-- start Stored records --

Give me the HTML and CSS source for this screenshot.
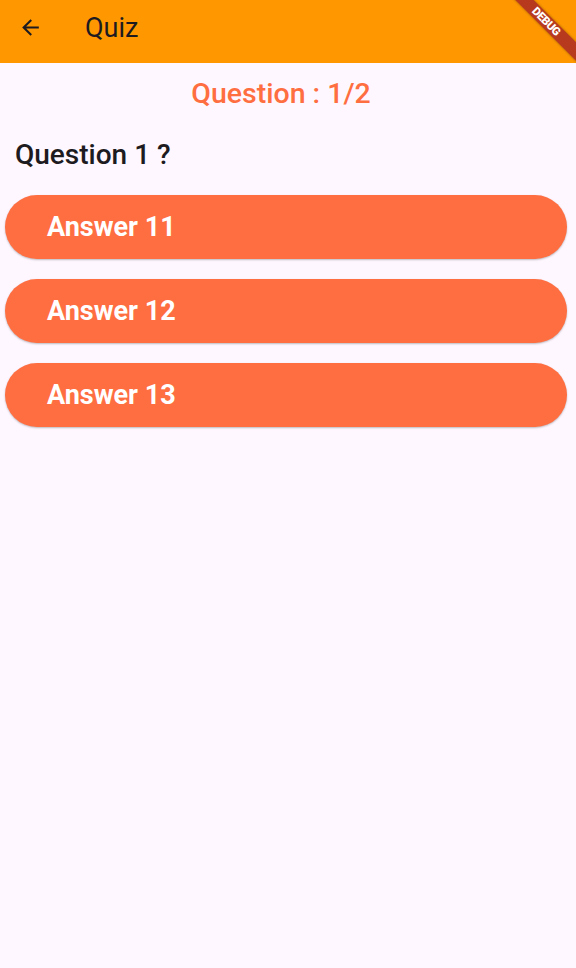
FILE: index.html
```html
<!DOCTYPE html>
<html>
<head>
<meta charset="utf-8">
<link rel="stylesheet" href="styles.css">
</head>
<body>
<div class="app">
  <header class="appbar">
    <svg class="back" width="24" height="24" viewBox="0 0 24 24"><path d="M20 11H7.83l5.59-5.59L12 4l-8 8 8 8 1.41-1.41L7.83 13H20v-2z" fill="#1d1b20"/></svg>
    <span class="title">Quiz</span>
  </header>
  <main class="content">
    <div class="counter">Question : 1/2</div>
    <div class="question">Question 1 ?</div>
    <div class="answers">
      <button class="answer">Answer 11</button>
      <button class="answer">Answer 12</button>
      <button class="answer">Answer 13</button>
    </div>
  </main>
  <div class="banner"><span>DEBUG</span></div>
</div>
</body>
</html>
```
FILE: styles.css
```css
* { box-sizing: border-box; }
html, body { margin: 0; padding: 0; }
body {
  width: 576px;
  height: 968px;
  overflow: hidden;
  font-family: Roboto, "Noto Sans", sans-serif;
  background: #fef7ff;
}
.app {
  position: relative;
  width: 576px;
  height: 968px;
  overflow: hidden;
  background: #fef7ff;
}
.appbar {
  height: 63px;
  background: #ff9800;
  display: flex;
  align-items: center;
  padding-left: 18px;
}
.back { display: block; width: 25px; height: 25px; margin-top: -8px; }
.title {
  margin-left: 42px;
  font-size: 27px;
  color: #1d1b20;
  margin-top: -8px;
}
.content {
  display: flex;
  flex-direction: column;
}
.counter {
  text-align: center;
  color: #ff6e40;
  font-size: 28.5px;
  font-weight: 500;
  line-height: 32px;
  margin-top: 15px;
  padding-right: 14px;
}
.question {
  font-size: 28px;
  font-weight: 500;
  color: #1d1b20;
  line-height: 32px;
  padding-left: 15px;
  margin-top: 29px;
}
.answers {
  display: flex;
  flex-direction: column;
  gap: 20px;
  padding: 0 9px 0 5px;
  margin-top: 24px;
}
.answer {
  height: 64px;
  border: none;
  border-radius: 32px;
  background: #ff6e40;
  color: #fff;
  font-family: Roboto, sans-serif;
  font-size: 27px;
  font-weight: 700;
  text-align: left;
  padding-left: 42px;
  box-shadow: 0 1px 2px rgba(0,0,0,0.25);
}
.banner {
  position: absolute;
  top: 0;
  right: 0;
  width: 80px;
  height: 80px;
  overflow: hidden;
}
.banner span {
  position: absolute;
  top: 15px;
  right: -30px;
  width: 120px;
  height: 13px;
  line-height: 13px;
  background: #b83a1e;
  color: #fff;
  font-size: 11.5px;
  font-weight: 900;
  text-align: center;
  transform: rotate(45deg);
  box-shadow: 0 0 3px rgba(0,0,0,0.35);
  letter-spacing: -0.4px;
}
```
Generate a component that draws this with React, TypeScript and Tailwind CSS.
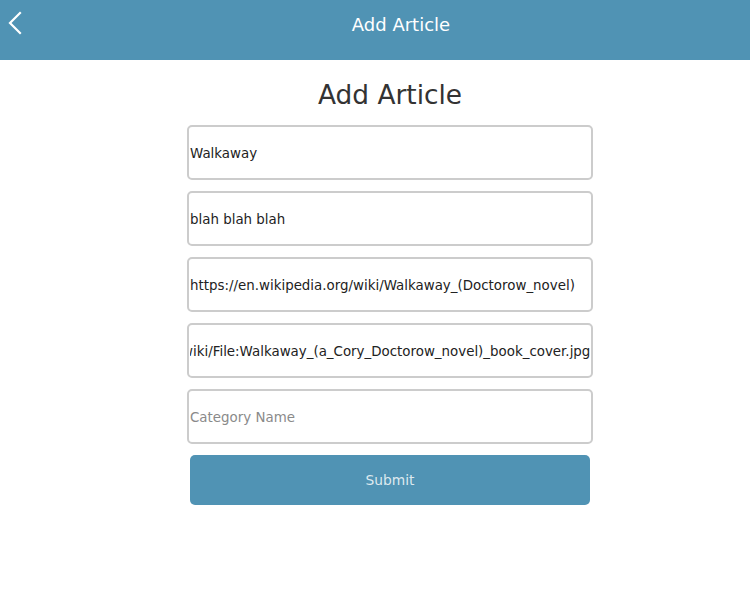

-- end Stored records --

--- Task requirements ---
Each line that holds the string "this" counts once; give the total and nothing else.

--- The answer ---
2